When we stray, lead us back; when temptation besets us, give us strength; when our souls are sick, pour upon us your love.
Ancient Celtic song

15th March

Christ Hands

There are different ways of serving, but the same Lord is served … All of you are Christ’s body, and each one is a part of it. Romans 12: 5, 27

Ultari, a friend of Brigid, is said to have fed with his own hands every child in Erin who had no support, and he provided particular care for the children whose mothers had died of the plague.

King Oswald used to pray with his hands open, easier to receive good things from God. He would then raise his hands to bless people with good things, and his prayers were put into practice.

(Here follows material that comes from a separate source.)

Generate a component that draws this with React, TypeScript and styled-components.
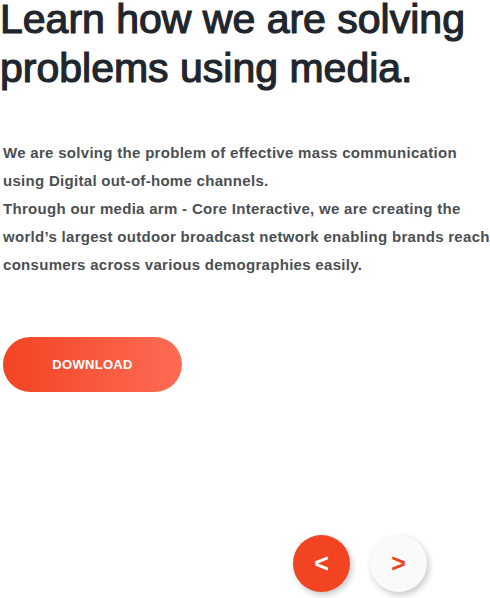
import React from "react";
import styled, { createGlobalStyle } from "styled-components";

const Global = createGlobalStyle`
  html, body { margin: 0; padding: 0; background: #ffffff; }
  body { font-family: "Liberation Sans", Arial, sans-serif; overflow: hidden; }
`;

const Page = styled.div`
  width: 490px;
  height: 598px;
  display: flex;
  flex-direction: column;
  box-sizing: border-box;
`;

const Heading = styled.h1`
  margin: -5px 0 0 0;
  font-size: 41px;
  line-height: 49px;
  font-weight: 400;
  color: #1f262d;
  white-space: nowrap;
  -webkit-text-stroke: 1.2px #1f262d;
`;

const Body = styled.div`
  margin: 46px 0 0 3px;
  display: flex;
  flex-direction: column;
`;

const Line = styled.span`
  display: block;
  font-size: 15px;
  line-height: 28px;
  font-weight: 700;
  letter-spacing: 0.3px;
  color: #4b4f54;
  white-space: nowrap;
`;

const DownloadButton = styled.button`
  margin: 58px 0 0 3px;
  width: 179px;
  height: 55px;
  border: none;
  border-radius: 28px;
  background: linear-gradient(90deg, #f24423 0%, #fd6c55 100%);
  color: #ffffff;
  font-family: "Liberation Sans", Arial, sans-serif;
  font-size: 13px;
  font-weight: 700;
  letter-spacing: 0.3px;
  display: flex;
  align-items: center;
  justify-content: center;
  cursor: pointer;
`;

const Nav = styled.div`
  margin: 143px 0 0 293px;
  display: flex;
  gap: 20px;
`;

const Circle = styled.button<{ $active?: boolean }>`
  width: 57px;
  height: 57px;
  border-radius: 50%;
  border: none;
  background: ${(p) => (p.$active ? "#f24423" : "#fafafa")};
  color: ${(p) => (p.$active ? "#ffffff" : "#f24423")};
  box-shadow: 2px 3px 6px rgba(0, 0, 0, 0.22);
  font-family: "Liberation Sans", Arial, sans-serif;
  font-size: 25px;
  font-weight: 700;
  display: flex;
  align-items: center;
  justify-content: center;
  padding: 0;
  cursor: pointer;
`;

const lines = [
  "We are solving the problem of effective mass communication",
  "using Digital out-of-home channels.",
  "Through our media arm - Core Interactive, we are creating the",
  "world\u2019s largest outdoor broadcast network enabling brands reach",
  "consumers across various demographies easily.",
];

export default function App() {
  return (
    <Page>
      <Global />
      <Heading>
        Learn how we are solving
        <br />
        problems using media.
      </Heading>
      <Body>
        {lines.map((l) => (
          <Line key={l}>{l}</Line>
        ))}
      </Body>
      <DownloadButton>DOWNLOAD</DownloadButton>
      <Nav>
        <Circle $active>&lt;</Circle>
        <Circle>&gt;</Circle>
      </Nav>
    </Page>
  );
}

For evil to triumph it is only necessary for good people to do nothing.
Edmund Burke

Christ has no body on earth but yours
No hands but yours
No feet but yours
Yours are the eyes through which Christ’s compassion is to look out for the world
Yours are the feet with which he is to go about doing good
Yours are the hands with which he is to bless us now
Teresa of Avila

Forgive us for the good we ought to have done which we have left undone
And for the things we have left undone which we ought to have done
Book of Common Prayer (adapted)

With these hands I bless the lonely,the forgotten
and the lost;
With these hands I shield your messengers
from attacks within, without;
With these hands I dispel darkness and rebuke
the evil forces;
With these hands I pray your victory for those who fight for right.

14th March

Pouring Oil On Troubled Waters

The wind died down and there was a great calm. Mark 4: 39

We know nothing of Aidan’s childhood, but we may assume that his faith was built up with stories of fellow Irish people who had wrought great things by prayer. One of these was Mac Nissi of Connor, who passed into heaven on 3 September about 510. As a result of his intercessions a woman who had been infertile for fifteen years was able to give birth to a child. Aidan certainly learned to have faith for all sorts of situations.

A delegation from Lindisfarne had to travel far south by boat, and bring back Princess Eanflaed who was to become Queen to Northumbria’s King. Its leader, Utta, begged Aidan to pray for their safe keeping during this hazardous and significant journey. As he was praying for them God revealed things to Aidan. He gave them a jar of blessed oil to take with them, and told them that they would encounter storms, but that the winds would drop as soon as they poured the oil on the troubled waters.

The crew forgot about this. A storm did blow up, so fierce that the boat began to sink and they thought they would perish. Only then did someone remember Aidan’s words and the oil. They poured the oil over the surrounding waves, and the wind immediately receded.

This is an example of prophetic prayer, whereby a person foresees trouble for others, and is guided by God to give them direction. It is also the origin of the well-known phrase ‘pouring oil on troubled waters’. Why not pray for people you know who seem about to be engulfed in a sea of troubles? You never know, God may give you a word to pass on to them that proves to be as calming as Aidan’s oil.

Protecting Father, stalwart Steersman, guiding Spirit
I pray for friends in a sea of troubles
I pray for households in a sea of troubles
I pray for work places in a sea of troubles
I pray for communities in a sea of troubles.
May your inspiration flow to them
and come to them like oil on troubled waters.